Rows from a dataset of pages and code
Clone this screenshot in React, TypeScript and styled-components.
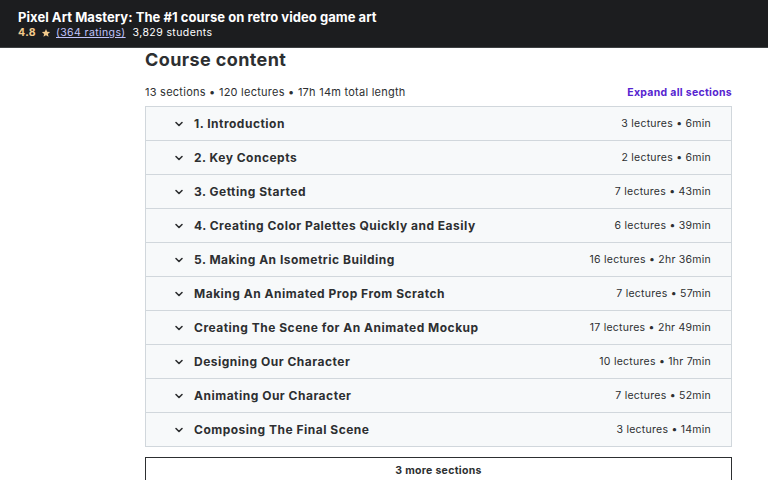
import React from "react";
import styled, { createGlobalStyle } from "styled-components";

const Global = createGlobalStyle`
  html, body { margin: 0; padding: 0; background: #ffffff; }
  body { font-family: Inter, "Liberation Sans", Arial, sans-serif; color: #2d2f31; overflow: hidden; }
  * { box-sizing: border-box; }
`;

const Page = styled.div`
  width: 768px;
  height: 480px;
  display: flex;
  flex-direction: column;
  overflow: hidden;
`;

const Header = styled.header`
  flex: none;
  height: 48px;
  background: #1c1d1f;
  padding: 9px 0 0 18px;
  display: flex;
  flex-direction: column;
  gap: 1px;
  border-bottom: 1px solid #3e4143;
`;

const Title = styled.h1`
  margin: 0;
  font-size: 13px;
  line-height: 16px;
  font-weight: 700;
  color: #ffffff;
  letter-spacing: 0.05px;
`;

const RatingRow = styled.div`
  display: flex;
  align-items: center;
  gap: 5px;
  font-size: 10.5px;
  line-height: 14px;
  letter-spacing: 0.4px;
  color: #ffffff;
`;

const Score = styled.span`
  color: #f3ca8c;
  font-weight: 700;
`;

const RatingsLink = styled.span`
  color: #c0c4fc;
  text-decoration: underline;
  margin-right: 2px;
`;

const Main = styled.main`
  flex: 1;
  padding: 0 0 0 145px;
  display: flex;
  flex-direction: column;
  width: 732px;
`;

const Heading = styled.h2`
  margin: 0;
  font-size: 18px;
  line-height: 24px;
  font-weight: 700;
  letter-spacing: 0.4px;
  color: #2d2f31;
`;

const MetaRow = styled.div`
  display: flex;
  justify-content: space-between;
  align-items: center;
  margin-top: 10px;
  height: 20px;
  font-size: 11px;
  letter-spacing: 0.25px;
  color: #2d2f31;
`;

const ExpandLink = styled.span`
  color: #5624d0;
  font-weight: 700;
  font-size: 10.5px;
  letter-spacing: 0.3px;
`;

const Table = styled.div`
  margin-top: 4px;
  width: 587px;
  border: 1px solid #d1d7dc;
  border-bottom: none;
  display: flex;
  flex-direction: column;
`;

const Row = styled.div`
  height: 34px;
  background: #f7f9fa;
  border-bottom: 1px solid #d1d7dc;
  display: flex;
  align-items: center;
  padding: 0 20px 0 28px;
`;

const Chevron = styled.svg`
  width: 10px;
  height: 10px;
  flex: none;
  margin-right: 10px;
`;

const RowTitle = styled.span`
  flex: 1;
  font-size: 12px;
  font-weight: 700;
  letter-spacing: 0.5px;
  color: #2d2f31;
`;

const RowMeta = styled.span`
  font-size: 10.5px;
  letter-spacing: 0.25px;
  color: #2d2f31;
`;

const MoreButton = styled.button`
  margin-top: 10px;
  width: 587px;
  height: 34px;
  flex: none;
  border: 1px solid #2d2f31;
  background: #ffffff;
  font-family: inherit;
  font-size: 10.5px;
  font-weight: 700;
  letter-spacing: 0.3px;
  color: #2d2f31;
  display: flex;
  justify-content: center;
  padding-top: 6px;
`;

const Star = () => (
  <svg width="10" height="10" viewBox="0 0 24 24">
    <path
      fill="#f3ca8c"
      d="M12 2.5l2.9 6.3 6.9.7-5.2 4.6 1.5 6.8L12 17.4 5.9 20.9l1.5-6.8-5.2-4.6 6.9-.7z"
    />
  </svg>
);

const sections: [string, string][] = [
  ["1. Introduction", "3 lectures • 6min"],
  ["2. Key Concepts", "2 lectures • 6min"],
  ["3. Getting Started", "7 lectures • 43min"],
  ["4. Creating Color Palettes Quickly and Easily", "6 lectures • 39min"],
  ["5. Making An Isometric Building", "16 lectures • 2hr 36min"],
  ["Making An Animated Prop From Scratch", "7 lectures • 57min"],
  ["Creating The Scene for An Animated Mockup", "17 lectures • 2hr 49min"],
  ["Designing Our Character", "10 lectures • 1hr 7min"],
  ["Animating Our Character", "7 lectures • 52min"],
  ["Composing The Final Scene", "3 lectures • 14min"],
];

export default function App() {
  return (
    <Page>
      <Global />
      <Header>
        <Title>Pixel Art Mastery: The #1 course on retro video game art</Title>
        <RatingRow>
          <Score>4.8</Score>
          <Star />
          <RatingsLink>(364 ratings)</RatingsLink>
          <span>3,829 students</span>
        </RatingRow>
      </Header>
      <Main>
        <Heading>Course content</Heading>
        <MetaRow>
          <span>13 sections • 120 lectures • 17h 14m total length</span>
          <ExpandLink>Expand all sections</ExpandLink>
        </MetaRow>
        <Table>
          {sections.map(([t, m]) => (
            <Row key={t}>
              <Chevron viewBox="0 0 10 10">
                <path d="M2 3.5l3 3 3-3" fill="none" stroke="#2d2f31" strokeWidth="1.6" strokeLinecap="round" strokeLinejoin="round" />
              </Chevron>
              <RowTitle>{t}</RowTitle>
              <RowMeta>{m}</RowMeta>
            </Row>
          ))}
        </Table>
        <MoreButton>3 more sections</MoreButton>
      </Main>
    </Page>
  );
}
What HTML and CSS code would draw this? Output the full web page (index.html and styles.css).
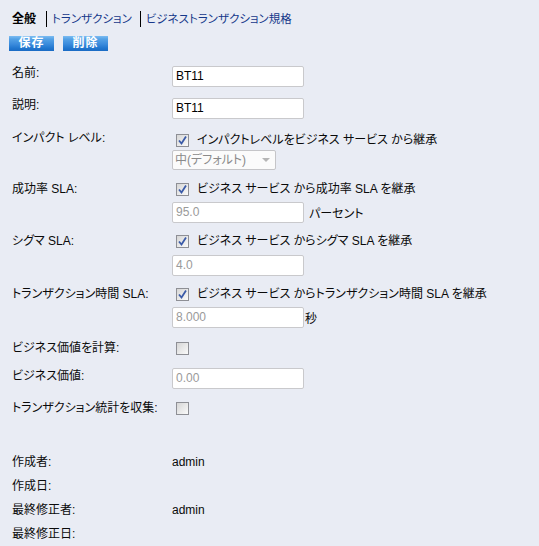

JOB
Pictures in the records should not appear in your copy, but everything else must be transcribed exactly.

WRITTEN ANSWER
Clone this screenshot in React, TypeScript and styled-components.
import React from "react";
import styled, { createGlobalStyle } from "styled-components";

const Global = createGlobalStyle`
  html, body { margin: 0; padding: 0; background: #ffffff; }
  body { font-family: Inter, "Liberation Sans", Arial, sans-serif; color: #2d2f31; overflow: hidden; }
  * { box-sizing: border-box; }
`;

const Page = styled.div`
  width: 768px;
  height: 480px;
  display: flex;
  flex-direction: column;
  overflow: hidden;
`;

const Header = styled.header`
  flex: none;
  height: 48px;
  background: #1c1d1f;
  padding: 9px 0 0 18px;
  display: flex;
  flex-direction: column;
  gap: 1px;
  border-bottom: 1px solid #3e4143;
`;

const Title = styled.h1`
  margin: 0;
  font-size: 13px;
  line-height: 16px;
  font-weight: 700;
  color: #ffffff;
  letter-spacing: 0.05px;
`;

const RatingRow = styled.div`
  display: flex;
  align-items: center;
  gap: 5px;
  font-size: 10.5px;
  line-height: 14px;
  letter-spacing: 0.4px;
  color: #ffffff;
`;

const Score = styled.span`
  color: #f3ca8c;
  font-weight: 700;
`;

const RatingsLink = styled.span`
  color: #c0c4fc;
  text-decoration: underline;
  margin-right: 2px;
`;

const Main = styled.main`
  flex: 1;
  padding: 0 0 0 145px;
  display: flex;
  flex-direction: column;
  width: 732px;
`;

const Heading = styled.h2`
  margin: 0;
  font-size: 18px;
  line-height: 24px;
  font-weight: 700;
  letter-spacing: 0.4px;
  color: #2d2f31;
`;

const MetaRow = styled.div`
  display: flex;
  justify-content: space-between;
  align-items: center;
  margin-top: 10px;
  height: 20px;
  font-size: 11px;
  letter-spacing: 0.25px;
  color: #2d2f31;
`;

const ExpandLink = styled.span`
  color: #5624d0;
  font-weight: 700;
  font-size: 10.5px;
  letter-spacing: 0.3px;
`;

const Table = styled.div`
  margin-top: 4px;
  width: 587px;
  border: 1px solid #d1d7dc;
  border-bottom: none;
  display: flex;
  flex-direction: column;
`;

const Row = styled.div`
  height: 34px;
  background: #f7f9fa;
  border-bottom: 1px solid #d1d7dc;
  display: flex;
  align-items: center;
  padding: 0 20px 0 28px;
`;

const Chevron = styled.svg`
  width: 10px;
  height: 10px;
  flex: none;
  margin-right: 10px;
`;

const RowTitle = styled.span`
  flex: 1;
  font-size: 12px;
  font-weight: 700;
  letter-spacing: 0.5px;
  color: #2d2f31;
`;

const RowMeta = styled.span`
  font-size: 10.5px;
  letter-spacing: 0.25px;
  color: #2d2f31;
`;

const MoreButton = styled.button`
  margin-top: 10px;
  width: 587px;
  height: 34px;
  flex: none;
  border: 1px solid #2d2f31;
  background: #ffffff;
  font-family: inherit;
  font-size: 10.5px;
  font-weight: 700;
  letter-spacing: 0.3px;
  color: #2d2f31;
  display: flex;
  justify-content: center;
  padding-top: 6px;
`;

const Star = () => (
  <svg width="10" height="10" viewBox="0 0 24 24">
    <path
      fill="#f3ca8c"
      d="M12 2.5l2.9 6.3 6.9.7-5.2 4.6 1.5 6.8L12 17.4 5.9 20.9l1.5-6.8-5.2-4.6 6.9-.7z"
    />
  </svg>
);

const sections: [string, string][] = [
  ["1. Introduction", "3 lectures • 6min"],
  ["2. Key Concepts", "2 lectures • 6min"],
  ["3. Getting Started", "7 lectures • 43min"],
  ["4. Creating Color Palettes Quickly and Easily", "6 lectures • 39min"],
  ["5. Making An Isometric Building", "16 lectures • 2hr 36min"],
  ["Making An Animated Prop From Scratch", "7 lectures • 57min"],
  ["Creating The Scene for An Animated Mockup", "17 lectures • 2hr 49min"],
  ["Designing Our Character", "10 lectures • 1hr 7min"],
  ["Animating Our Character", "7 lectures • 52min"],
  ["Composing The Final Scene", "3 lectures • 14min"],
];

export default function App() {
  return (
    <Page>
      <Global />
      <Header>
        <Title>Pixel Art Mastery: The #1 course on retro video game art</Title>
        <RatingRow>
          <Score>4.8</Score>
          <Star />
          <RatingsLink>(364 ratings)</RatingsLink>
          <span>3,829 students</span>
        </RatingRow>
      </Header>
      <Main>
        <Heading>Course content</Heading>
        <MetaRow>
          <span>13 sections • 120 lectures • 17h 14m total length</span>
          <ExpandLink>Expand all sections</ExpandLink>
        </MetaRow>
        <Table>
          {sections.map(([t, m]) => (
            <Row key={t}>
              <Chevron viewBox="0 0 10 10">
                <path d="M2 3.5l3 3 3-3" fill="none" stroke="#2d2f31" strokeWidth="1.6" strokeLinecap="round" strokeLinejoin="round" />
              </Chevron>
              <RowTitle>{t}</RowTitle>
              <RowMeta>{m}</RowMeta>
            </Row>
          ))}
        </Table>
        <MoreButton>3 more sections</MoreButton>
      </Main>
    </Page>
  );
}
What HTML and CSS code would draw this? Output the full web page (index.html and styles.css).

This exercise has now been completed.